Cuando tenía 15 años entré a estudiar al colegio Calasanz en la 170
con autopista. Ese lugar se me antojaba gigante, vacío y desconocido. Me costó
mucho trabajo adaptarme a estudiar con curas, a los nuevos profesores y a ir a
un colegio de solo niños. Sin embargo, en ese mundo extraño hubo un lugar que
me recibió desde el principio con amabilidad. Ese lugar se convertiría en uno
de mis “parches” favoritos: la biblioteca.
Merceditas, la bibliotecaria, me otorgó al final de mi primer año el privilegio de entrar a la bodega. Allí estaban organizados con precisión y
forrados con plástico grueso transparente los ejemplares innumerables de la
prestigiosa colección de los Calasancios. De ese lugar extraje sin autorización
y, creo, sin que Merceditas lo notara, uno de los primeros materiales eróticos
–pornográficos— que leí en mi vida (antes de la era del Internet).

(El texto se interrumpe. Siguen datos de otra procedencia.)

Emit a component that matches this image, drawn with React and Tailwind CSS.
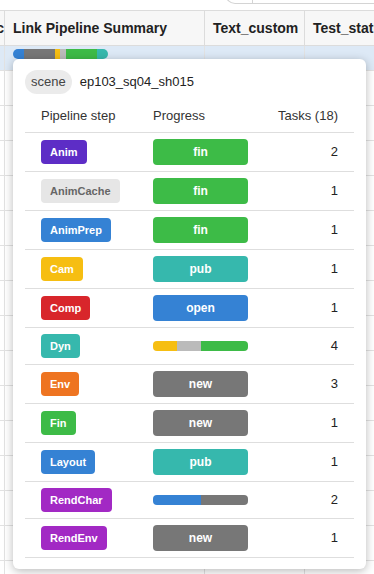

En una revista Cromos salió
publicada una lista de literatura erótica; en ella me enteré de la existencia
de Las edades de Lulú. Oh sorpresa, el libro de Almudena Grandes
apareció ante mi en uno de los estantes grises. Lo tomé, lo oculté entre mi
ropa, lo metí en la maleta con nervios y no lo registré con la confiada
bibliotecaria. Estaba seguro de que si ella se enteraba del tipo de libro que
ese era, no me lo prestaría.
El ejemplar regresó a su sitio original, sin marcas aparentes, a los dos
días. Reapareció en su puesto después de que me devoré todas sus descripciones
de actos sexuales soeces que mi imaginación infantil no alcanzaba a construir.
Regresó a su hogar cuando memoricé todas las emociones y los sentimientos
adultos que tan solo hasta ahora, dieciocho años después, empiezo a comprender.